Given material:
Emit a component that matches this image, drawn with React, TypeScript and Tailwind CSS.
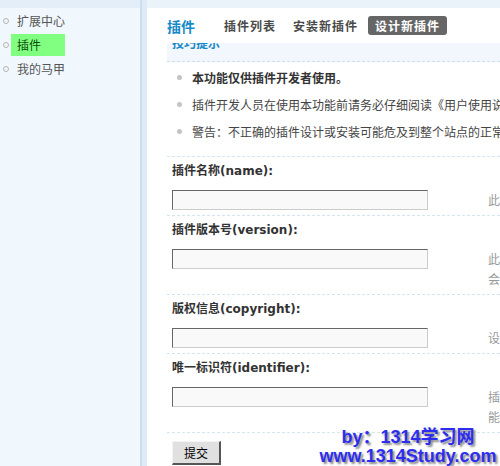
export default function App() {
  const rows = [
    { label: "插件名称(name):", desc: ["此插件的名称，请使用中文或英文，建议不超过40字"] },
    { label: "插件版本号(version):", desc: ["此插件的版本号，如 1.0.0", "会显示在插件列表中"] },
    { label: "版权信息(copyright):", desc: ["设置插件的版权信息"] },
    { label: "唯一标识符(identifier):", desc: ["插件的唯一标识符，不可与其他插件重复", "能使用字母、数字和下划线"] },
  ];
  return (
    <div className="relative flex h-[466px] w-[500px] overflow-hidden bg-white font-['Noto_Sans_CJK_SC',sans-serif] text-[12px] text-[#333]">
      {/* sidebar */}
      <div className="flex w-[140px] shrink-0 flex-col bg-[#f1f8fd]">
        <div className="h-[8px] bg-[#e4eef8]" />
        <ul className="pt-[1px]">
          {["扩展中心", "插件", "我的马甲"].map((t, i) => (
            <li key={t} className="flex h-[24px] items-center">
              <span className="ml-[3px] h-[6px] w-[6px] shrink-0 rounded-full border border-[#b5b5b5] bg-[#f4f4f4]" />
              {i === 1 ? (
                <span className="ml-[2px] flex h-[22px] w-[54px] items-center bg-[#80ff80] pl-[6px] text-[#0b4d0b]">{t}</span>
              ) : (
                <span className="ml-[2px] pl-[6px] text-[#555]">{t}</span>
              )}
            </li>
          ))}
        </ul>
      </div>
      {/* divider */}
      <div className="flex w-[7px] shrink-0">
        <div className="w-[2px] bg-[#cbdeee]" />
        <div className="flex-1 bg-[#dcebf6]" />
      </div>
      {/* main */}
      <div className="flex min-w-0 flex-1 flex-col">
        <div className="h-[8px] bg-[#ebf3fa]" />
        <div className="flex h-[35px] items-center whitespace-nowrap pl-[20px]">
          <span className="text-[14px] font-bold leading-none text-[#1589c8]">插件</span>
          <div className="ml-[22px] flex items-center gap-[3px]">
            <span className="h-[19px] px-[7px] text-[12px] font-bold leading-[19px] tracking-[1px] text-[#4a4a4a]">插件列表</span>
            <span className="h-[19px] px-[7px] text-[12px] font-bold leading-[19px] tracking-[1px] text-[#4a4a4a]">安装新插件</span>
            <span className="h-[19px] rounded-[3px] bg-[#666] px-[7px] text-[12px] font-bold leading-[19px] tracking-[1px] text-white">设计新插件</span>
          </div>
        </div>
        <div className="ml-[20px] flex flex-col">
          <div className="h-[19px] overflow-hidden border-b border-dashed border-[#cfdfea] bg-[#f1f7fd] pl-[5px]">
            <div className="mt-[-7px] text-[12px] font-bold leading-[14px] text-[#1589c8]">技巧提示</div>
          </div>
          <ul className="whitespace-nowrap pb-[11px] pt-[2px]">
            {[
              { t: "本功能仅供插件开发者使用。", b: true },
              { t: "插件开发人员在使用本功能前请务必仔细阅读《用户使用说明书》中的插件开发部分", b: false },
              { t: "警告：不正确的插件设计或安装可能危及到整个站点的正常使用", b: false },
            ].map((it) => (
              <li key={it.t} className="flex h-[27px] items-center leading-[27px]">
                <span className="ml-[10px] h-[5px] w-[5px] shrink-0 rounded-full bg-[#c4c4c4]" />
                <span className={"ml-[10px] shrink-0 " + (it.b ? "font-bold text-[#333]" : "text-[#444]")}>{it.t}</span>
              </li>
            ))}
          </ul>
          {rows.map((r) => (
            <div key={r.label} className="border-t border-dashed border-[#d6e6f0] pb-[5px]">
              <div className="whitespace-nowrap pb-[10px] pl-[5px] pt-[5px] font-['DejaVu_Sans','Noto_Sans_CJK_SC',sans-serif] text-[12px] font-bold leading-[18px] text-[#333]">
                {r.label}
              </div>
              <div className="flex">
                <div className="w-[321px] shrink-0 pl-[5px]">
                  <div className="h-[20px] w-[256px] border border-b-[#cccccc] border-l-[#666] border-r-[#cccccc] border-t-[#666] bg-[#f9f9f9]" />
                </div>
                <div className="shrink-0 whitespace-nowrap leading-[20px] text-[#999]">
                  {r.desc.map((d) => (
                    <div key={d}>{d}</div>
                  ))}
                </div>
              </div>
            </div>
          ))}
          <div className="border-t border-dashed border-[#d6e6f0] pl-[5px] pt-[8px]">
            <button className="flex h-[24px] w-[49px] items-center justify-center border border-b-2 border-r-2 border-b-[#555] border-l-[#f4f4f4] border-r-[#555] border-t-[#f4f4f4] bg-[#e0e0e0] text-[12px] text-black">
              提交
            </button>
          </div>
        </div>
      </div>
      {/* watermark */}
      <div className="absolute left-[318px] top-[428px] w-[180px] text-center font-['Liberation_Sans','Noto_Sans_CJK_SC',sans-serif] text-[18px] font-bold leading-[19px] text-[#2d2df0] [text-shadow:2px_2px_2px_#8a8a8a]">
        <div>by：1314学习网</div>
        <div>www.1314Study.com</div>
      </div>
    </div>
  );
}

Task instructions:
Restate the entire listing word for word, excluding pictures.

Response to the exercise:
Emit a component that matches this image, drawn with React, TypeScript and Tailwind CSS.
export default function App() {
  const rows = [
    { label: "插件名称(name):", desc: ["此插件的名称，请使用中文或英文，建议不超过40字"] },
    { label: "插件版本号(version):", desc: ["此插件的版本号，如 1.0.0", "会显示在插件列表中"] },
    { label: "版权信息(copyright):", desc: ["设置插件的版权信息"] },
    { label: "唯一标识符(identifier):", desc: ["插件的唯一标识符，不可与其他插件重复", "能使用字母、数字和下划线"] },
  ];
  return (
    <div className="relative flex h-[466px] w-[500px] overflow-hidden bg-white font-['Noto_Sans_CJK_SC',sans-serif] text-[12px] text-[#333]">
      {/* sidebar */}
      <div className="flex w-[140px] shrink-0 flex-col bg-[#f1f8fd]">
        <div className="h-[8px] bg-[#e4eef8]" />
        <ul className="pt-[1px]">
          {["扩展中心", "插件", "我的马甲"].map((t, i) => (
            <li key={t} className="flex h-[24px] items-center">
              <span className="ml-[3px] h-[6px] w-[6px] shrink-0 rounded-full border border-[#b5b5b5] bg-[#f4f4f4]" />
              {i === 1 ? (
                <span className="ml-[2px] flex h-[22px] w-[54px] items-center bg-[#80ff80] pl-[6px] text-[#0b4d0b]">{t}</span>
              ) : (
                <span className="ml-[2px] pl-[6px] text-[#555]">{t}</span>
              )}
            </li>
          ))}
        </ul>
      </div>
      {/* divider */}
      <div className="flex w-[7px] shrink-0">
        <div className="w-[2px] bg-[#cbdeee]" />
        <div className="flex-1 bg-[#dcebf6]" />
      </div>
      {/* main */}
      <div className="flex min-w-0 flex-1 flex-col">
        <div className="h-[8px] bg-[#ebf3fa]" />
        <div className="flex h-[35px] items-center whitespace-nowrap pl-[20px]">
          <span className="text-[14px] font-bold leading-none text-[#1589c8]">插件</span>
          <div className="ml-[22px] flex items-center gap-[3px]">
            <span className="h-[19px] px-[7px] text-[12px] font-bold leading-[19px] tracking-[1px] text-[#4a4a4a]">插件列表</span>
            <span className="h-[19px] px-[7px] text-[12px] font-bold leading-[19px] tracking-[1px] text-[#4a4a4a]">安装新插件</span>
            <span className="h-[19px] rounded-[3px] bg-[#666] px-[7px] text-[12px] font-bold leading-[19px] tracking-[1px] text-white">设计新插件</span>
          </div>
        </div>
        <div className="ml-[20px] flex flex-col">
          <div className="h-[19px] overflow-hidden border-b border-dashed border-[#cfdfea] bg-[#f1f7fd] pl-[5px]">
            <div className="mt-[-7px] text-[12px] font-bold leading-[14px] text-[#1589c8]">技巧提示</div>
          </div>
          <ul className="whitespace-nowrap pb-[11px] pt-[2px]">
            {[
              { t: "本功能仅供插件开发者使用。", b: true },
              { t: "插件开发人员在使用本功能前请务必仔细阅读《用户使用说明书》中的插件开发部分", b: false },
              { t: "警告：不正确的插件设计或安装可能危及到整个站点的正常使用", b: false },
            ].map((it) => (
              <li key={it.t} className="flex h-[27px] items-center leading-[27px]">
                <span className="ml-[10px] h-[5px] w-[5px] shrink-0 rounded-full bg-[#c4c4c4]" />
                <span className={"ml-[10px] shrink-0 " + (it.b ? "font-bold text-[#333]" : "text-[#444]")}>{it.t}</span>
              </li>
            ))}
          </ul>
          {rows.map((r) => (
            <div key={r.label} className="border-t border-dashed border-[#d6e6f0] pb-[5px]">
              <div className="whitespace-nowrap pb-[10px] pl-[5px] pt-[5px] font-['DejaVu_Sans','Noto_Sans_CJK_SC',sans-serif] text-[12px] font-bold leading-[18px] text-[#333]">
                {r.label}
              </div>
              <div className="flex">
                <div className="w-[321px] shrink-0 pl-[5px]">
                  <div className="h-[20px] w-[256px] border border-b-[#cccccc] border-l-[#666] border-r-[#cccccc] border-t-[#666] bg-[#f9f9f9]" />
                </div>
                <div className="shrink-0 whitespace-nowrap leading-[20px] text-[#999]">
                  {r.desc.map((d) => (
                    <div key={d}>{d}</div>
                  ))}
                </div>
              </div>
            </div>
          ))}
          <div className="border-t border-dashed border-[#d6e6f0] pl-[5px] pt-[8px]">
            <button className="flex h-[24px] w-[49px] items-center justify-center border border-b-2 border-r-2 border-b-[#555] border-l-[#f4f4f4] border-r-[#555] border-t-[#f4f4f4] bg-[#e0e0e0] text-[12px] text-black">
              提交
            </button>
          </div>
        </div>
      </div>
      {/* watermark */}
      <div className="absolute left-[318px] top-[428px] w-[180px] text-center font-['Liberation_Sans','Noto_Sans_CJK_SC',sans-serif] text-[18px] font-bold leading-[19px] text-[#2d2df0] [text-shadow:2px_2px_2px_#8a8a8a]">
        <div>by：1314学习网</div>
        <div>www.1314Study.com</div>
      </div>
    </div>
  );
}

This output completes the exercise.